It depends on what you mean by "automagically."
If you want to keep using scikit-learn, there are ways to distribute parts of training and tuning with minimal effort. However, there is no "magic" way to distribute training an individual model in scikit-learn; it is fundamentally a single-machine ML library, so training a model (e.g., a decision tree) in a distributed way requires a different implementation (like in Apache Spark MLlib).
You can distribute some parts of the workflow easily:
- Model tuning and cross validation
- Data prep and featurization
Good tools for distributing these workloads with scikit-learn include:
- Hyperopt with SparkTrials: Hyperopt is a Python library for adaptive (smart & efficient) hyperparameter tuning, and there is a SparkTrials component which lets you scale tuning across a Spark cluster. See the Databricks docs (AWS, Azure, GCP) and the Hyperopt SparkTrials docs for more info.

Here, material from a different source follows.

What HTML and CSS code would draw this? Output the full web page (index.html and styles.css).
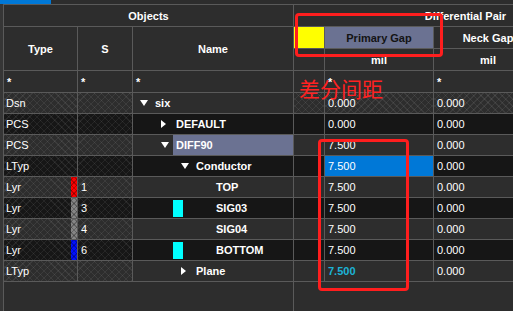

- joblib-spark: Some algorithms in scikit-learn (especially the tuning and cross-validation tools) let you specify a parallel backend. You can use the joblib-spark backend to use Spark as that parallel backend. See the joblib-spark github page for an example.
- Koalas: This provides a Pandas API backed by Spark. Great for data prep. See the Koalas website for more info, and know that the Spark community plans to include this in future Spark releases.
- Pandas UDFs in Spark DataFrames: These let you specify arbitrary code (such as scikit-learn featurization logic) in operations on distributed DataFrames. See these docs for more info (AWS, Azure, GCP).